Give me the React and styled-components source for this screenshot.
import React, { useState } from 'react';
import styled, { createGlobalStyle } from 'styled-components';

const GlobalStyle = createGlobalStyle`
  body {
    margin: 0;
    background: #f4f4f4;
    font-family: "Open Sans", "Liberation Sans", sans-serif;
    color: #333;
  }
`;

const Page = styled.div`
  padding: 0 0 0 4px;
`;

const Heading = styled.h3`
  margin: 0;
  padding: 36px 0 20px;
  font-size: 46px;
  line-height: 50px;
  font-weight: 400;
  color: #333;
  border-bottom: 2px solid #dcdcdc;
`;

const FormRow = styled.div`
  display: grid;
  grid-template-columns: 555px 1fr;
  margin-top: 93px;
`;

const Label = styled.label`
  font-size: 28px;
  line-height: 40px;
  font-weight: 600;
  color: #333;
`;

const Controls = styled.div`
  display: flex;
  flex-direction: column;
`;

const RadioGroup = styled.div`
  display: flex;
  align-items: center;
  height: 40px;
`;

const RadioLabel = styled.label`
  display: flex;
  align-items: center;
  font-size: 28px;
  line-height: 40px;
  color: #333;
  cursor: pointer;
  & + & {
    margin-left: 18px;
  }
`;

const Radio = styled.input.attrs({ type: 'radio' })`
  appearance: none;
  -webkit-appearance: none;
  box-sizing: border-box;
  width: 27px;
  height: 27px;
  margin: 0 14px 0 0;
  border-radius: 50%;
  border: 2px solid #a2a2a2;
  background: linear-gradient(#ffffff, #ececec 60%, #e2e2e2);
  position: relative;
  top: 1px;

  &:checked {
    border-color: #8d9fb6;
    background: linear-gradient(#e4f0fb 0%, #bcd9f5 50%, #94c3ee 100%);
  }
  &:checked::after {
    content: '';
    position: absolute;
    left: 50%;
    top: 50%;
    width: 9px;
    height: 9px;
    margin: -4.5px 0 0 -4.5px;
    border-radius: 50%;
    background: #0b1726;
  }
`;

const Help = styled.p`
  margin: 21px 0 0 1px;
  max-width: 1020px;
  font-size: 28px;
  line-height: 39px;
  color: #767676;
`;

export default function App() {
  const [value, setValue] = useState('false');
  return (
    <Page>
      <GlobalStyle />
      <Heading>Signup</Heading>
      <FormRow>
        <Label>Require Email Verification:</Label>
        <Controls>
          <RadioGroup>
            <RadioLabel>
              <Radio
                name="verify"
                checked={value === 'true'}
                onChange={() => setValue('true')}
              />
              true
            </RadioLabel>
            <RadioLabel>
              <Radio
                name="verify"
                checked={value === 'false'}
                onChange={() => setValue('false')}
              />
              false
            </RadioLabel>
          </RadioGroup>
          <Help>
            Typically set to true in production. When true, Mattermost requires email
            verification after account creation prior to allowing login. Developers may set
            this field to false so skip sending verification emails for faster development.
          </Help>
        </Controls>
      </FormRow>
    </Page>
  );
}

## What is needed
Reproduce all the data word for word.

## Written reply
Give me the React and styled-components source for this screenshot.
import React, { useState } from 'react';
import styled, { createGlobalStyle } from 'styled-components';

const GlobalStyle = createGlobalStyle`
  body {
    margin: 0;
    background: #f4f4f4;
    font-family: "Open Sans", "Liberation Sans", sans-serif;
    color: #333;
  }
`;

const Page = styled.div`
  padding: 0 0 0 4px;
`;

const Heading = styled.h3`
  margin: 0;
  padding: 36px 0 20px;
  font-size: 46px;
  line-height: 50px;
  font-weight: 400;
  color: #333;
  border-bottom: 2px solid #dcdcdc;
`;

const FormRow = styled.div`
  display: grid;
  grid-template-columns: 555px 1fr;
  margin-top: 93px;
`;

const Label = styled.label`
  font-size: 28px;
  line-height: 40px;
  font-weight: 600;
  color: #333;
`;

const Controls = styled.div`
  display: flex;
  flex-direction: column;
`;

const RadioGroup = styled.div`
  display: flex;
  align-items: center;
  height: 40px;
`;

const RadioLabel = styled.label`
  display: flex;
  align-items: center;
  font-size: 28px;
  line-height: 40px;
  color: #333;
  cursor: pointer;
  & + & {
    margin-left: 18px;
  }
`;

const Radio = styled.input.attrs({ type: 'radio' })`
  appearance: none;
  -webkit-appearance: none;
  box-sizing: border-box;
  width: 27px;
  height: 27px;
  margin: 0 14px 0 0;
  border-radius: 50%;
  border: 2px solid #a2a2a2;
  background: linear-gradient(#ffffff, #ececec 60%, #e2e2e2);
  position: relative;
  top: 1px;

  &:checked {
    border-color: #8d9fb6;
    background: linear-gradient(#e4f0fb 0%, #bcd9f5 50%, #94c3ee 100%);
  }
  &:checked::after {
    content: '';
    position: absolute;
    left: 50%;
    top: 50%;
    width: 9px;
    height: 9px;
    margin: -4.5px 0 0 -4.5px;
    border-radius: 50%;
    background: #0b1726;
  }
`;

const Help = styled.p`
  margin: 21px 0 0 1px;
  max-width: 1020px;
  font-size: 28px;
  line-height: 39px;
  color: #767676;
`;

export default function App() {
  const [value, setValue] = useState('false');
  return (
    <Page>
      <GlobalStyle />
      <Heading>Signup</Heading>
      <FormRow>
        <Label>Require Email Verification:</Label>
        <Controls>
          <RadioGroup>
            <RadioLabel>
              <Radio
                name="verify"
                checked={value === 'true'}
                onChange={() => setValue('true')}
              />
              true
            </RadioLabel>
            <RadioLabel>
              <Radio
                name="verify"
                checked={value === 'false'}
                onChange={() => setValue('false')}
              />
              false
            </RadioLabel>
          </RadioGroup>
          <Help>
            Typically set to true in production. When true, Mattermost requires email
            verification after account creation prior to allowing login. Developers may set
            this field to false so skip sending verification emails for faster development.
          </Help>
        </Controls>
      </FormRow>
    </Page>
  );
}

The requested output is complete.